C’est dans la subjectivité politique que les changements d’époque sont les plus tangibles dans l’histoire. Or, nous sommes bien dans un changement d’époque et nous avons, nous qui sommes de l’époque précédente, bien du mal à identifier la subjectivité politique contemporaine autrement que par son écart avec ce que nous avons connu et mis en œuvre. Nous sommes dans un nouveau cycle de luttes et c’est un nouveau sujet politique qui cherche à s’affirmer.
Début d’un cycle
On peut sans doute dater ce nouveau cycle du milieu des années 90, de la grève de novembre décembre 1995 en France et de l’émergence du mouvement altermondialiste. Significativement c’est bien de ce moment que date aussi la récurrence de « la question des rapports entre mouvement social et politique ».
Ce nouveau cycle est marqué par trois nouvelles dimensions de la multiplicité des mobilisations. D’abord cette multiplicité elle-même qui élargit tant le champ des acteurs que le nombre de fronts anticapitalistes ouverts que l’échelle même de ces mobilisations. L’extension du domaine et des protagonistes de la lutte, sensible dans les décennies précédentes, devient un caractère majeur du champ social qui se trouve, du coup, privé de « centre stratégique de classe ».
La deuxième caractéristique est sans doute la capacité des luttes les plus singulières à porter de l’intérêt général et donc à trouver un soutien populaire large. Mais cela n’est pas possible dans la seule résistance. C’est dans sa capacité à élaborer des alternatives que le mouvement social sort de la défense sectorielle.
Enfin la troisième caractéristique est la capacité grandissante à inventer des formes démocratiques nouvelles de mobilisation, d’élaboration et de mise en commun. De l’émergence des premières coordinations dans les années 80 aux forums sociaux d’aujourd’hui en passant par le rôle nouveau des assemblées générales dans le mouvement de 95, il y a une continuité évidente.
Bref, ce nouveau cycle de lutte n’est pas que revendicatif ou défensif : c’est un cycle qui allie la résistance au néolibéralisme et la construction d’un en commun alternatif. Il est en lui-même politique et se méfie donc de tout ce qui pourrait avoir la prétention de parler à sa place, de « traduire » politiquement ses aspirations.
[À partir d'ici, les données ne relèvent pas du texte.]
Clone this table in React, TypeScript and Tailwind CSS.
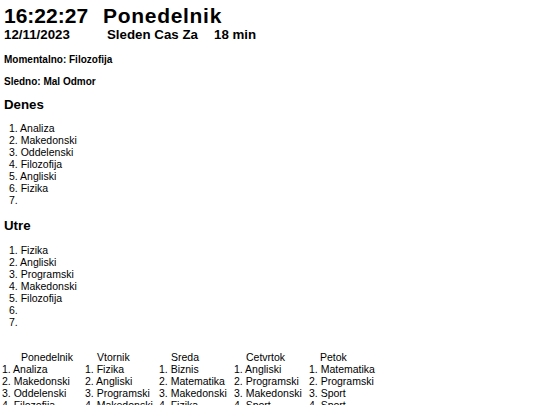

Bref, nous voici devant une figure nouvelle de la « lutte des classes » non centrée autour de la classe ouvrière, non centrée tout court, sans cesse travaillée par la multiplicité et la singularité des situations et des acteurs et potentiellement constituante. Comment dans ces conditions s’étonner que toute une vieille culture politique, installée sur un partage des rôles entre mobilisation sociale et activité politique, se trouve complètement en porte à faux. Exit ce fond commun de la culture social-démocrate et léniniste qui donnait depuis un siècle leur légitimité aux partis, spécialistes du général et du rapport au pouvoir, face à une mobilisation sociale éclatée et revendicative.
Fin d’un autre
Par ailleurs, le 21 avril et ses suites marquent la fin d’un cycle à gauche dont la gauche plurielle a été l’ultime avatar. C’est la fin d’une gauche identifiée dans ses deux principales composantes (communiste et social-démocrate) au « mouvement ouvrier » ou à ce qu’il en reste. La politique partisane n’est plus l’expression du social dans l’espace de l’État. Voici vingt ans que la figure ouvrière a été évacuée de la scène publique et que la catégorie politique de classe ne fonctionne plus. Voici vingt ans que la crise de la politique, caractérisée par la montée de l’abstention, la montée et la consolidation du Front National, la montée des votes protestataires, la réduction du champ d’influence électoral des partis de gouvernement, se développe. Elle a cette fois touché le cœur de l’édifice, l’élection présidentielle.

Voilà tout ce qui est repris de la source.